- [What the exercise asks] Copy the listing below in full and skip every picture.

### Provided material

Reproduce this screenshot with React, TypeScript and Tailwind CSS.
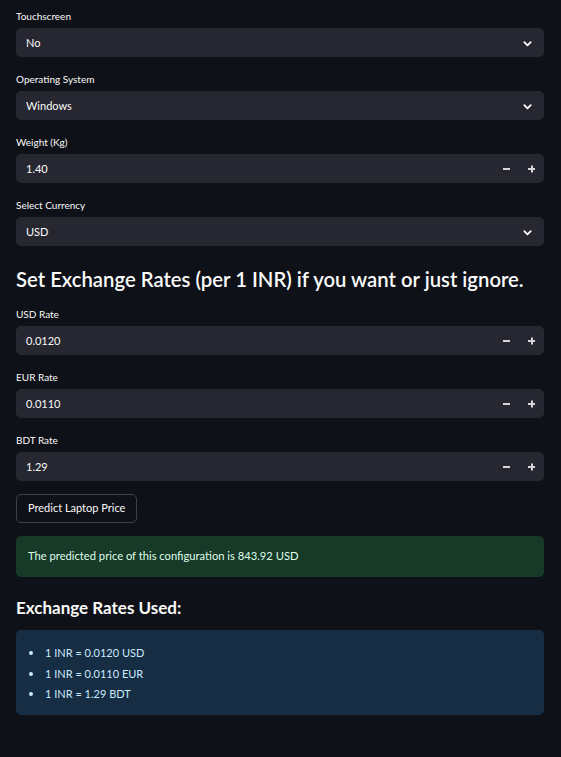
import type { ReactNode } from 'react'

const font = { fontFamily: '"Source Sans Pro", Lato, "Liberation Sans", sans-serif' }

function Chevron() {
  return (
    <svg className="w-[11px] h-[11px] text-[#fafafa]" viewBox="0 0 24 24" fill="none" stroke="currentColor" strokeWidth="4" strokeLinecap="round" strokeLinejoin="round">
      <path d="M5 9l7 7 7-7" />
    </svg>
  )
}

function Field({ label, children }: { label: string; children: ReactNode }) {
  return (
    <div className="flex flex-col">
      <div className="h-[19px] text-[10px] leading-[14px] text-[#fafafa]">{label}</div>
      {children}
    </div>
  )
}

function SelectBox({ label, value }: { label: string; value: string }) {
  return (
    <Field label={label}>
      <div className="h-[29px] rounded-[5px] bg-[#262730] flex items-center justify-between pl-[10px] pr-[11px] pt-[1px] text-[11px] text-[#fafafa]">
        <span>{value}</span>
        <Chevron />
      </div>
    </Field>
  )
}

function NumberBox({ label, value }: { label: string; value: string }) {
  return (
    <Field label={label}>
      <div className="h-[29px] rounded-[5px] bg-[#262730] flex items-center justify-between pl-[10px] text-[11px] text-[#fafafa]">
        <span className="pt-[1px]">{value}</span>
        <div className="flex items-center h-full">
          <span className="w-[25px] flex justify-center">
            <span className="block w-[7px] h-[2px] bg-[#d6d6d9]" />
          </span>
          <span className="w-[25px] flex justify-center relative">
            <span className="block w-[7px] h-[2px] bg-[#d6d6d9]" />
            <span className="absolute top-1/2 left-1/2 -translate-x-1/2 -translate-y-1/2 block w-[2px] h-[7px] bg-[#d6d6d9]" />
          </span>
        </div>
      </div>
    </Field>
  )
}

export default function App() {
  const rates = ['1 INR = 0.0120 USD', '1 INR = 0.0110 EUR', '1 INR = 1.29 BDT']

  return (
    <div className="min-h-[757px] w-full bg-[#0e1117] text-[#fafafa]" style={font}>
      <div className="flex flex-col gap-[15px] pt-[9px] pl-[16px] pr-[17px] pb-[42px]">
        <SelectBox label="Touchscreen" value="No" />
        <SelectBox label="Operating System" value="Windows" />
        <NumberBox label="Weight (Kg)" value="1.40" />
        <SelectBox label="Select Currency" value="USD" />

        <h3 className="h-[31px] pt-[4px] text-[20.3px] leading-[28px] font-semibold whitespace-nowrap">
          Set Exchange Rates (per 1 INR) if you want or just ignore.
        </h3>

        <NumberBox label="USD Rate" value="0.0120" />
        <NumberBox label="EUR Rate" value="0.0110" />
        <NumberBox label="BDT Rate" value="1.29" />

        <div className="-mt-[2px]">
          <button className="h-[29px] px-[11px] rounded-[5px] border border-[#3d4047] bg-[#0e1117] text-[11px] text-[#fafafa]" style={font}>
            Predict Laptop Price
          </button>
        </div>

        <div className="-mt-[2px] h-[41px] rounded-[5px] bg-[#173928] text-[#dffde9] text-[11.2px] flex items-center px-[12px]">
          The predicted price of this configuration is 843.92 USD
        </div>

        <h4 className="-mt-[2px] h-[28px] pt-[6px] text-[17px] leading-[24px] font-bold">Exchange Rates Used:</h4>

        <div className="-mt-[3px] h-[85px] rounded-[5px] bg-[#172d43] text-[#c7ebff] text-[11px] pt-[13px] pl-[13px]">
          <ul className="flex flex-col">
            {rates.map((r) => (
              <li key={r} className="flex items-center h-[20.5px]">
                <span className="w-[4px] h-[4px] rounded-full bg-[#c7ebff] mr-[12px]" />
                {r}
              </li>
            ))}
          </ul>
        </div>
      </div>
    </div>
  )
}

######

- [Completed exercise]
Reproduce this screenshot with React, TypeScript and Tailwind CSS.
import type { ReactNode } from 'react'

const font = { fontFamily: '"Source Sans Pro", Lato, "Liberation Sans", sans-serif' }

function Chevron() {
  return (
    <svg className="w-[11px] h-[11px] text-[#fafafa]" viewBox="0 0 24 24" fill="none" stroke="currentColor" strokeWidth="4" strokeLinecap="round" strokeLinejoin="round">
      <path d="M5 9l7 7 7-7" />
    </svg>
  )
}

function Field({ label, children }: { label: string; children: ReactNode }) {
  return (
    <div className="flex flex-col">
      <div className="h-[19px] text-[10px] leading-[14px] text-[#fafafa]">{label}</div>
      {children}
    </div>
  )
}

function SelectBox({ label, value }: { label: string; value: string }) {
  return (
    <Field label={label}>
      <div className="h-[29px] rounded-[5px] bg-[#262730] flex items-center justify-between pl-[10px] pr-[11px] pt-[1px] text-[11px] text-[#fafafa]">
        <span>{value}</span>
        <Chevron />
      </div>
    </Field>
  )
}

function NumberBox({ label, value }: { label: string; value: string }) {
  return (
    <Field label={label}>
      <div className="h-[29px] rounded-[5px] bg-[#262730] flex items-center justify-between pl-[10px] text-[11px] text-[#fafafa]">
        <span className="pt-[1px]">{value}</span>
        <div className="flex items-center h-full">
          <span className="w-[25px] flex justify-center">
            <span className="block w-[7px] h-[2px] bg-[#d6d6d9]" />
          </span>
          <span className="w-[25px] flex justify-center relative">
            <span className="block w-[7px] h-[2px] bg-[#d6d6d9]" />
            <span className="absolute top-1/2 left-1/2 -translate-x-1/2 -translate-y-1/2 block w-[2px] h-[7px] bg-[#d6d6d9]" />
          </span>
        </div>
      </div>
    </Field>
  )
}

export default function App() {
  const rates = ['1 INR = 0.0120 USD', '1 INR = 0.0110 EUR', '1 INR = 1.29 BDT']

  return (
    <div className="min-h-[757px] w-full bg-[#0e1117] text-[#fafafa]" style={font}>
      <div className="flex flex-col gap-[15px] pt-[9px] pl-[16px] pr-[17px] pb-[42px]">
        <SelectBox label="Touchscreen" value="No" />
        <SelectBox label="Operating System" value="Windows" />
        <NumberBox label="Weight (Kg)" value="1.40" />
        <SelectBox label="Select Currency" value="USD" />

        <h3 className="h-[31px] pt-[4px] text-[20.3px] leading-[28px] font-semibold whitespace-nowrap">
          Set Exchange Rates (per 1 INR) if you want or just ignore.
        </h3>

        <NumberBox label="USD Rate" value="0.0120" />
        <NumberBox label="EUR Rate" value="0.0110" />
        <NumberBox label="BDT Rate" value="1.29" />

        <div className="-mt-[2px]">
          <button className="h-[29px] px-[11px] rounded-[5px] border border-[#3d4047] bg-[#0e1117] text-[11px] text-[#fafafa]" style={font}>
            Predict Laptop Price
          </button>
        </div>

        <div className="-mt-[2px] h-[41px] rounded-[5px] bg-[#173928] text-[#dffde9] text-[11.2px] flex items-center px-[12px]">
          The predicted price of this configuration is 843.92 USD
        </div>

        <h4 className="-mt-[2px] h-[28px] pt-[6px] text-[17px] leading-[24px] font-bold">Exchange Rates Used:</h4>

        <div className="-mt-[3px] h-[85px] rounded-[5px] bg-[#172d43] text-[#c7ebff] text-[11px] pt-[13px] pl-[13px]">
          <ul className="flex flex-col">
            {rates.map((r) => (
              <li key={r} className="flex items-center h-[20.5px]">
                <span className="w-[4px] h-[4px] rounded-full bg-[#c7ebff] mr-[12px]" />
                {r}
              </li>
            ))}
          </ul>
        </div>
      </div>
    </div>
  )
}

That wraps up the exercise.